- EXERCISE TASK: Every line below should be copied exactly; drop the pictures.

- SOURCE MATERIAL:
------

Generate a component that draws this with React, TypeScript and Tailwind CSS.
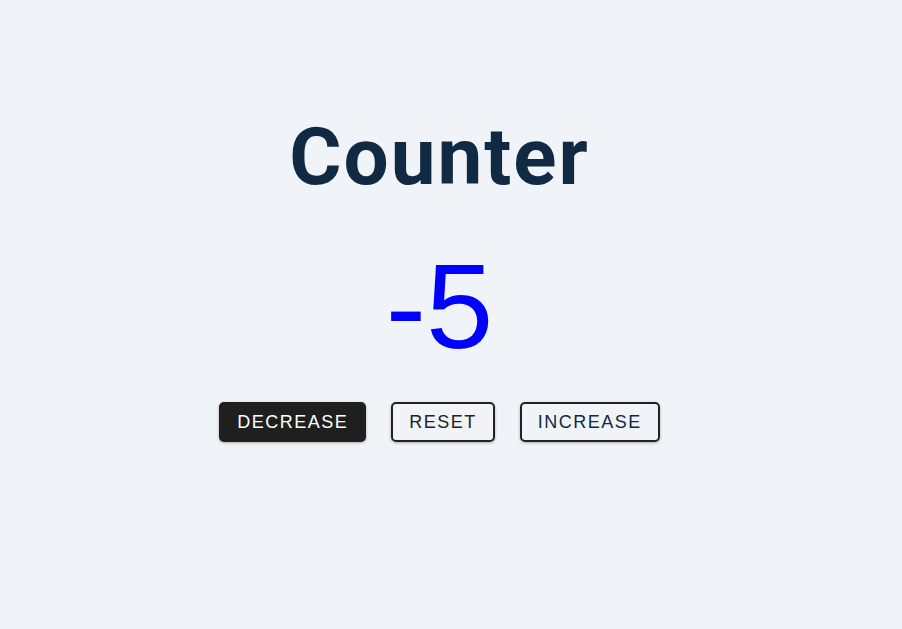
export default function App() {
  return (
    <div className="min-h-screen w-full bg-[#f0f4f8] flex flex-col items-center pt-[117px] pr-[23px]">
      <h1 className="font-['Roboto',sans-serif] font-bold text-[80px] leading-none text-[#102a43] tracking-[2px]">
        Counter
      </h1>
      <div className="mt-[49px] font-['Liberation_Sans',Arial,sans-serif] text-[121px] leading-none text-[#0000ff]">
        -5
      </div>
      <div className="mt-[35px] flex gap-[25px] font-['Liberation_Sans',Arial,sans-serif] text-[18px]">
        <button className="h-[40px] px-[16px] rounded-[5px] bg-[#1f1f1f] text-white uppercase tracking-[1.5px] border-2 border-[#1f1f1f] shadow-[0_1px_3px_rgba(0,0,0,0.3)]">
          Decrease
        </button>
        <button className="h-[40px] px-[16px] rounded-[5px] bg-transparent text-[#222] uppercase tracking-[1.5px] border-2 border-[#222] shadow-[0_1px_3px_rgba(0,0,0,0.3)]">
          Reset
        </button>
        <button className="h-[40px] px-[16px] rounded-[5px] bg-transparent text-[#102a43] uppercase tracking-[1.5px] border-2 border-[#222] shadow-[0_1px_3px_rgba(0,0,0,0.3)]">
          Increase
        </button>
      </div>
    </div>
  );
}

------

- WRITTEN SOLUTION:
Generate a component that draws this with React, TypeScript and Tailwind CSS.
export default function App() {
  return (
    <div className="min-h-screen w-full bg-[#f0f4f8] flex flex-col items-center pt-[117px] pr-[23px]">
      <h1 className="font-['Roboto',sans-serif] font-bold text-[80px] leading-none text-[#102a43] tracking-[2px]">
        Counter
      </h1>
      <div className="mt-[49px] font-['Liberation_Sans',Arial,sans-serif] text-[121px] leading-none text-[#0000ff]">
        -5
      </div>
      <div className="mt-[35px] flex gap-[25px] font-['Liberation_Sans',Arial,sans-serif] text-[18px]">
        <button className="h-[40px] px-[16px] rounded-[5px] bg-[#1f1f1f] text-white uppercase tracking-[1.5px] border-2 border-[#1f1f1f] shadow-[0_1px_3px_rgba(0,0,0,0.3)]">
          Decrease
        </button>
        <button className="h-[40px] px-[16px] rounded-[5px] bg-transparent text-[#222] uppercase tracking-[1.5px] border-2 border-[#222] shadow-[0_1px_3px_rgba(0,0,0,0.3)]">
          Reset
        </button>
        <button className="h-[40px] px-[16px] rounded-[5px] bg-transparent text-[#102a43] uppercase tracking-[1.5px] border-2 border-[#222] shadow-[0_1px_3px_rgba(0,0,0,0.3)]">
          Increase
        </button>
      </div>
    </div>
  );
}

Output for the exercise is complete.